**Stated task**.
Select each line where the word "React" appears.

§

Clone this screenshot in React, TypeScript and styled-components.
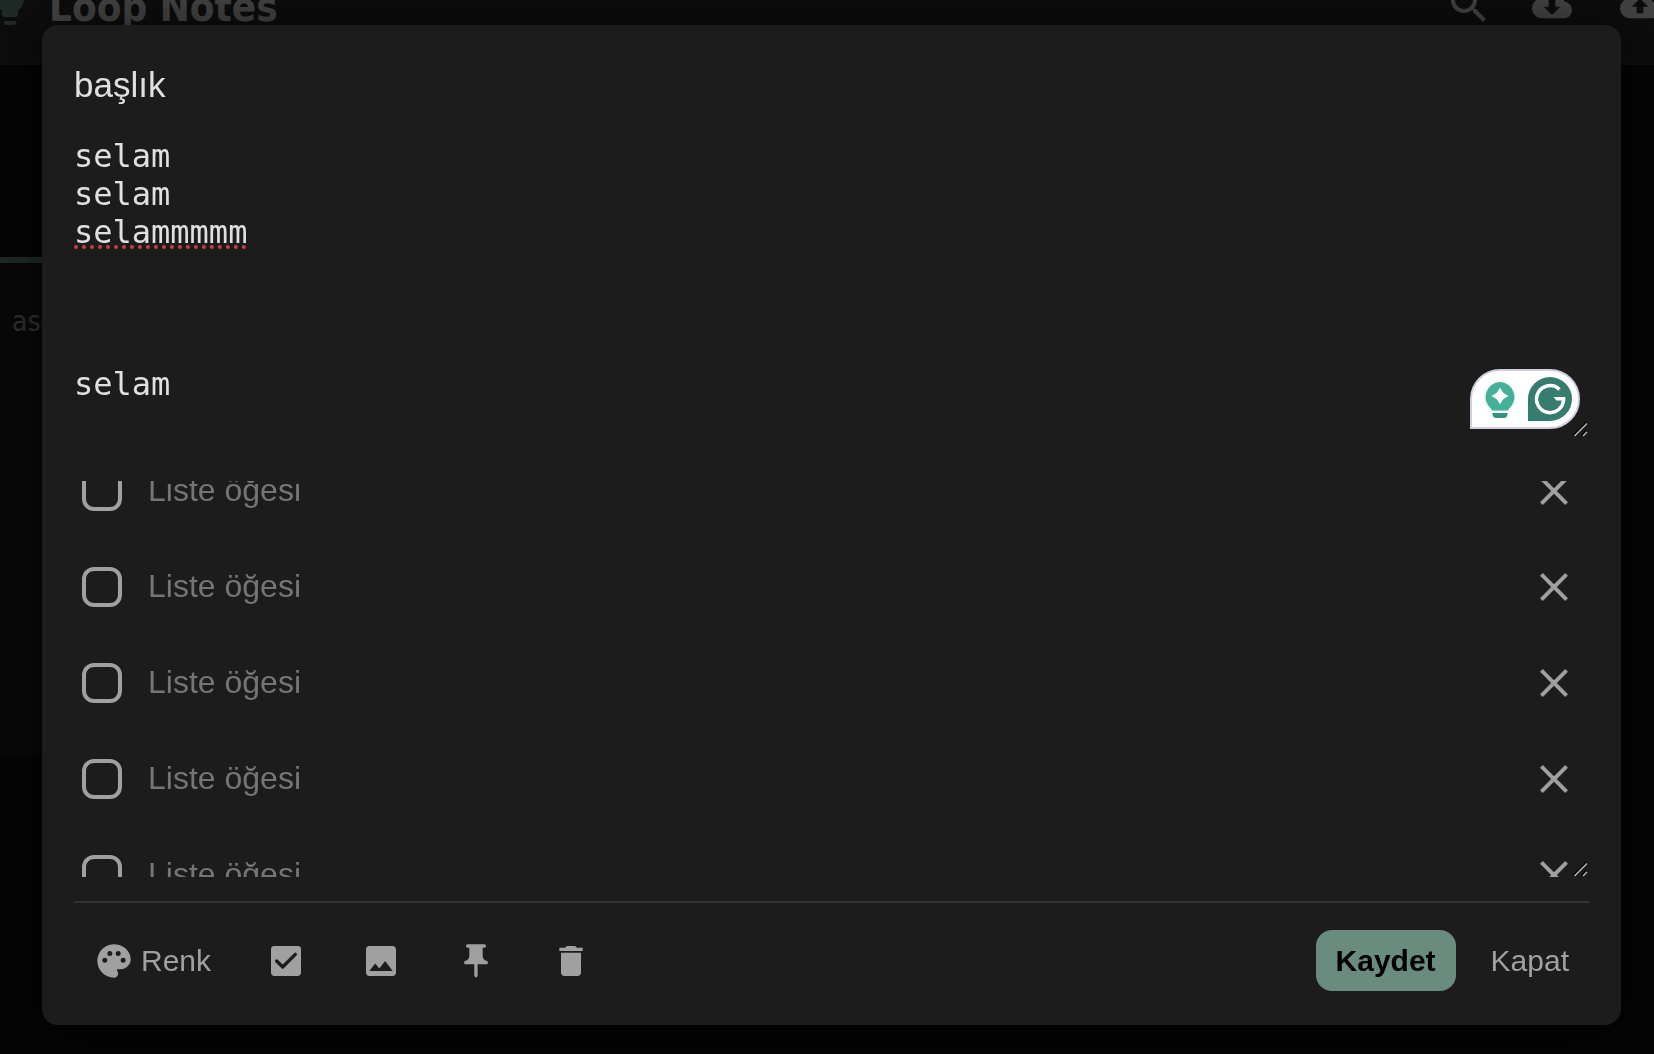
import React, { useLayoutEffect, useRef, useState } from "react";
import styled, { createGlobalStyle } from "styled-components";

const colors = {
  page: "#101010",
  card: "#1e1e1e",
  surface: "#1c1c1c",
  header: "#2a2a2a",
  line: "#333333",
  text: "#e0e0e0",
  muted: "#a0a0a0",
  faint: "#757575",
  accent: "#6a8c7f",
};

const sans = `"Liberation Sans", Arial, sans-serif`;
const display = `"DejaVu Sans Condensed", "Noto Sans", sans-serif`;

const GlobalStyle = createGlobalStyle`
  * { box-sizing: border-box; }
  html, body { margin: 0; background: #000; }
  body { font-family: ${sans}; overflow: hidden; }
  button { font: inherit; color: inherit; background: none; border: 0; padding: 0; margin: 0; cursor: pointer; }
  svg { display: block; flex: none; }
`;

const Page = styled.div`
  min-height: 100vh;
  overflow: hidden;
  background: ${colors.page};
  color: ${colors.text};
`;

const Header = styled.header`
  display: flex;
  align-items: center;
  height: 118px;
  margin: -53px -30px 192px;
  padding: 0 20px 0 16px;
  background: ${colors.header};
  border-bottom: 2px solid ${colors.line};
`;

const Brand = styled.h1`
  display: flex;
  align-items: center;
  gap: 15px;
  margin: 0;
  font-family: ${display};
  font-size: 40px;
  font-weight: 700;
  line-height: 48px;
  white-space: nowrap;
`;

const BrandName = styled.span`
  padding-top: 4px;
`;

const BrandMark = styled.span`
  color: ${colors.accent};
`;

const HeaderTools = styled.nav`
  display: flex;
  align-items: center;
  gap: 40px;
  margin-left: auto;
`;

const HeaderButton = styled.button<{ $width?: number }>`
  display: flex;
  align-items: center;
  justify-content: center;
  width: ${(p) => p.$width ?? 48}px;
  height: 48px;
`;

const NoteCard = styled.article`
  height: 499px;
  margin-right: 100px;
  padding: 40px 12px;
  background: ${colors.card};
  border-top: 6px solid ${colors.accent};
  color: ${colors.muted};
  font-family: ${display};
  font-size: 28px;
  line-height: 38px;
`;

const Overlay = styled.div`
  position: fixed;
  inset: 0;
  display: flex;
  padding: 25px 33px 29px 42px;
  background: rgba(0, 0, 0, 0.7);
`;

const Dialog = styled.section`
  flex: 1;
  min-width: 0;
  display: flex;
  flex-direction: column;
  padding: 32px;
  border-radius: 16px;
  background: ${colors.surface};
  color: ${colors.text};
  box-shadow: 0 8px 64px rgba(0, 0, 0, 0.6);
`;

const TitleInput = styled.input`
  width: 100%;
  height: 56px;
  padding: 8px 0;
  margin-bottom: 24px;
  border: 0;
  outline: 0;
  background: none;
  color: inherit;
  font-family: ${sans};
  font-size: 35px;
  line-height: 40px;
`;

const Editor = styled.div`
  position: relative;
  margin-bottom: 44px;
`;

const NoteText = styled.textarea`
  display: block;
  width: 100%;
  height: 300px;
  padding: 0;
  border: 0;
  outline: 0;
  resize: none;
  overflow: hidden;
  background: none;
  color: inherit;
  font-family: "DejaVu Sans Mono", monospace;
  font-size: 32px;
  line-height: 38px;
`;

const SpellingMark = styled.span`
  position: absolute;
  left: 0;
  top: 108px;
  width: 172px;
  border-bottom: 4px dotted #c2453b;
  pointer-events: none;
`;

const AssistantButton = styled.button`
  position: absolute;
  right: 9px;
  bottom: 8px;
  display: flex;
  align-items: center;
  justify-content: space-between;
  width: 110px;
  height: 60px;
  padding: 0 6px 0 11px;
  border: 2px solid #cfcfde;
  border-radius: 30px 30px 30px 0;
  background: #fff;
`;

const Grip = styled.svg`
  position: absolute;
  right: 1px;
  bottom: 0;
`;

const Checklist = styled.div`
  position: relative;
  flex: 1;
  min-height: 0;
  margin-bottom: 24px;
`;

const Items = styled.ul`
  position: absolute;
  inset: 0;
  margin: 0;
  padding: 0;
  list-style: none;
  overflow-y: auto;
  scrollbar-width: none;
`;

const Item = styled.li`
  display: flex;
  align-items: center;
  height: 96px;
  padding: 0 8px;
`;

const Tick = styled.input`
  appearance: none;
  flex: none;
  width: 40px;
  height: 40px;
  margin: 0 26px 0 0;
  border: 4px solid ${colors.muted};
  border-radius: 12px;
  cursor: pointer;
  &:checked {
    background: ${colors.accent};
  }
`;

const ItemInput = styled.input`
  flex: 1;
  min-width: 0;
  height: 48px;
  padding: 0 0 2px;
  border: 0;
  outline: 0;
  background: none;
  color: ${colors.text};
  font-family: ${sans};
  font-size: 32px;
  &::placeholder {
    color: ${colors.faint};
    opacity: 1;
  }
`;

const RemoveButton = styled.button`
  display: grid;
  place-items: center;
  width: 54px;
  height: 54px;
  color: ${colors.muted};
`;

const Footer = styled.footer`
  display: flex;
  align-items: center;
  justify-content: space-between;
  padding: 27px 0 2px;
  border-top: 2px solid ${colors.line};
`;

const ButtonGroup = styled.div`
  display: flex;
  align-items: center;
  gap: 15px;
`;

const ActionButton = styled.button<{ $primary?: boolean }>`
  && {
    display: flex;
    align-items: center;
    gap: 7px;
    height: 61px;
    padding: 0 20px;
    border-radius: 16px;
    background: ${(p) => (p.$primary ? colors.accent : "transparent")};
    color: ${(p) => (p.$primary ? "#000" : colors.muted)};
    font-size: 30px;
    font-weight: ${(p) => (p.$primary ? 700 : 400)};
  }
`;

const paths = {
  bulb: "M9 21c0 .55.45 1 1 1h4c.55 0 1-.45 1-1v-1H9v1zm3-19C8.14 2 5 5.14 5 9c0 2.38 1.19 4.47 3 5.74V17c0 .55.45 1 1 1h6c.55 0 1-.45 1-1v-2.26c1.81-1.27 3-3.36 3-5.74 0-3.86-3.14-7-7-7z",
  search:
    "M15.5 14h-.79l-.28-.27A6.47 6.47 0 0 0 16 9.5 6.5 6.5 0 1 0 9.5 16c1.61 0 3.09-.59 4.23-1.57l.27.28v.79l5 4.99L20.49 19l-4.99-5zm-6 0C7.01 14 5 11.99 5 9.5S7.01 5 9.5 5 14 7.01 14 9.5 11.99 14 9.5 14z",
  download:
    "M19.35 10.04A7.49 7.49 0 0 0 12 4C9.11 4 6.6 5.64 5.35 8.04A5.994 5.994 0 0 0 0 14c0 3.31 2.69 6 6 6h13c2.76 0 5-2.24 5-5 0-2.64-2.05-4.78-4.65-4.96zM17 13l-5 5-5-5h3V9h4v4h3z",
  upload:
    "M19.35 10.04A7.49 7.49 0 0 0 12 4C9.11 4 6.6 5.64 5.35 8.04A5.994 5.994 0 0 0 0 14c0 3.31 2.69 6 6 6h13c2.76 0 5-2.24 5-5 0-2.64-2.05-4.78-4.65-4.96zM14 13v4h-4v-4H7l5-5 5 5h-3z",
  close:
    "M19 6.41L17.59 5 12 10.59 6.41 5 5 6.41 10.59 12 5 17.59 6.41 19 12 13.41 17.59 19 19 17.59 13.41 12z",
  palette:
    "M12 2C6.49 2 2 6.49 2 12s4.49 10 10 10a2.5 2.5 0 0 0 2.5-2.5c0-.61-.23-1.2-.64-1.67a.528.528 0 0 1-.13-.33c0-.28.22-.5.5-.5H16c3.31 0 6-2.69 6-6C22 6.04 17.51 2 12 2zM6.5 13a1.5 1.5 0 1 1 0-3 1.5 1.5 0 0 1 0 3zm3-4a1.5 1.5 0 1 1 0-3 1.5 1.5 0 0 1 0 3zm5 0a1.5 1.5 0 1 1 0-3 1.5 1.5 0 0 1 0 3zm3 4a1.5 1.5 0 1 1 0-3 1.5 1.5 0 0 1 0 3z",
  checkbox:
    "M19 3H5a2 2 0 0 0-2 2v14c0 1.1.89 2 2 2h14c1.11 0 2-.9 2-2V5a2 2 0 0 0-2-2zm-8.290 13.290a1 1 0 0 1-1.410 0L5.710 12.700a1 1 0 0 1 0-1.410 1 1 0 0 1 1.410 0L10 14.170l6.880-6.880a1 1 0 0 1 1.410 0 1 1 0 0 1 0 1.410z",
  image:
    "M21 19V5c0-1.1-.9-2-2-2H5c-1.1 0-2 .9-2 2v14c0 1.1.9 2 2 2h14c1.1 0 2-.9 2-2zM8.500 13.500l2.500 3.010L14.500 12l4.500 6H5l3.500-4.500z",
  pin: "M16 9V4h1c.55 0 1-.45 1-1s-.45-1-1-1H7c-.55 0-1 .45-1 1s.45 1 1 1h1v5c0 1.66-1.34 3-3 3v2h5.97v7l1 1 1-1v-7H19v-2c-1.66 0-3-1.34-3-3z",
  trash:
    "M6 19c0 1.1.9 2 2 2h8c1.1 0 2-.9 2-2V7H6v12zM19 4h-3.5l-1-1h-5l-1 1H5v2h14V4z",
};

function Icon({ name, size }: { name: keyof typeof paths; size: number }) {
  return (
    <svg width={size} height={size} viewBox="0 0 24 24" fill="currentColor" aria-hidden="true">
      <path d={paths[name]} />
    </svg>
  );
}

function ResizeGrip() {
  return (
    <Grip width="16" height="16" viewBox="0 0 16 16" fill="none" aria-hidden="true">
      <path d="M1 14.500L14 1.500M9.500 14.500L14 10" stroke="#000" strokeWidth="1.500" />
      <path d="M2.500 15L15 2.500M11 15l4-4" stroke="#b4b4b4" strokeWidth="1.500" />
    </Grip>
  );
}

function TipBulb() {
  return (
    <svg width="34" height="42" viewBox="0 -1 34 42" aria-hidden="true">
      <defs>
        <radialGradient id="bulbGlow">
          <stop offset="0.7" stopColor="#45b59c" stopOpacity="0.3" />
          <stop offset="1" stopColor="#45b59c" stopOpacity="0" />
        </radialGradient>
      </defs>
      <circle cx="17" cy="18" r="17" fill="url(#bulbGlow)" />
      <path d="M17 3a15 15 0 0 0-9 26.500l1 2h16l1-2A15 15 0 0 0 17 3z" fill="#43b097" />
      <path d="M17 8.500c2.500 5 3.500 6 8.500 8.500-5 2.500-6 3.500-8.500 8.500-2.500-5-3.500-6-8.500-8.500 5-2.500 6-3.500 8.500-8.500z" fill="#fff" />
      <path d="M9.500 34h15v1a4 4 0 0 1-4 4h-7a4 4 0 0 1-4-4z" fill="#35917b" />
    </svg>
  );
}

function AssistantMark() {
  return (
    <svg width="44" height="44" viewBox="0 0 44 44" fill="none" aria-hidden="true">
      <path d="M22 0a22 22 0 0 1 0 44H0V22A22 22 0 0 1 22 0z" fill="#377d6f" />
      <path d="M31.500 12.500A13.500 13.500 0 1 0 35.500 21.500" stroke="#fff" strokeWidth="3.500" />
      <path d="M37.300 20v3.500H28.500l-3-3.500z" fill="#fff" />
    </svg>
  );
}

const noteBody = "selam\nselam\nselammmmm\n\n\n\nselam";

export default function App() {
  const listRef = useRef<HTMLUListElement>(null);
  const [items, setItems] = useState([1, 2, 3, 4, 5, 6]);

  useLayoutEffect(() => {
    if (listRef.current) listRef.current.scrollTop = 38;
  }, []);

  return (
    <>
      <GlobalStyle />
      <Page>
        <Header>
          <Brand>
            <BrandMark>
              <Icon name="bulb" size={48} />
            </BrandMark>
            <BrandName>Loop Notes</BrandName>
          </Brand>
          <HeaderTools>
            <HeaderButton $width={38} aria-label="Ara">
              <Icon name="search" size={48} />
            </HeaderButton>
            <HeaderButton aria-label="İndir">
              <Icon name="download" size={40} />
            </HeaderButton>
            <HeaderButton aria-label="Yükle">
              <Icon name="upload" size={40} />
            </HeaderButton>
          </HeaderTools>
        </Header>
        <NoteCard>asd</NoteCard>
      </Page>

      <Overlay>
        <Dialog role="dialog" aria-modal="true" aria-label="Not">
          <TitleInput aria-label="Başlık" defaultValue="başlık" />
          <Editor>
            <NoteText aria-label="Not metni" defaultValue={noteBody} spellCheck={false} />
            <SpellingMark />
            <AssistantButton aria-label="Grammarly">
              <TipBulb />
              <AssistantMark />
            </AssistantButton>
            <ResizeGrip />
          </Editor>
          <Checklist>
            <Items ref={listRef}>
              {items.map((id) => (
                <Item key={id}>
                  <Tick type="checkbox" aria-label={`Tamamlandı ${id}`} />
                  <ItemInput placeholder="Liste öğesi" aria-label={`Liste öğesi ${id}`} />
                  <RemoveButton
                    aria-label={`Sil ${id}`}
                    onClick={() => setItems(items.filter((other) => other !== id))}
                  >
                    <Icon name="close" size={48} />
                  </RemoveButton>
                </Item>
              ))}
            </Items>
            <ResizeGrip />
          </Checklist>
          <Footer>
            <ButtonGroup>
              <ActionButton>
                <Icon name="palette" size={40} />
                Renk
              </ActionButton>
              <ActionButton aria-label="Liste">
                <Icon name="checkbox" size={40} />
              </ActionButton>
              <ActionButton aria-label="Resim">
                <Icon name="image" size={40} />
              </ActionButton>
              <ActionButton aria-label="Sabitle">
                <Icon name="pin" size={40} />
              </ActionButton>
              <ActionButton aria-label="Notu sil">
                <Icon name="trash" size={40} />
              </ActionButton>
            </ButtonGroup>
            <ButtonGroup>
              <ActionButton $primary>Kaydet</ActionButton>
              <ActionButton>Kapat</ActionButton>
            </ButtonGroup>
          </Footer>
        </Dialog>
      </Overlay>
    </>
  );
}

§

**Finished answer**.
Clone this screenshot in React, TypeScript and styled-components.
import React, { useLayoutEffect, useRef, useState } from "react";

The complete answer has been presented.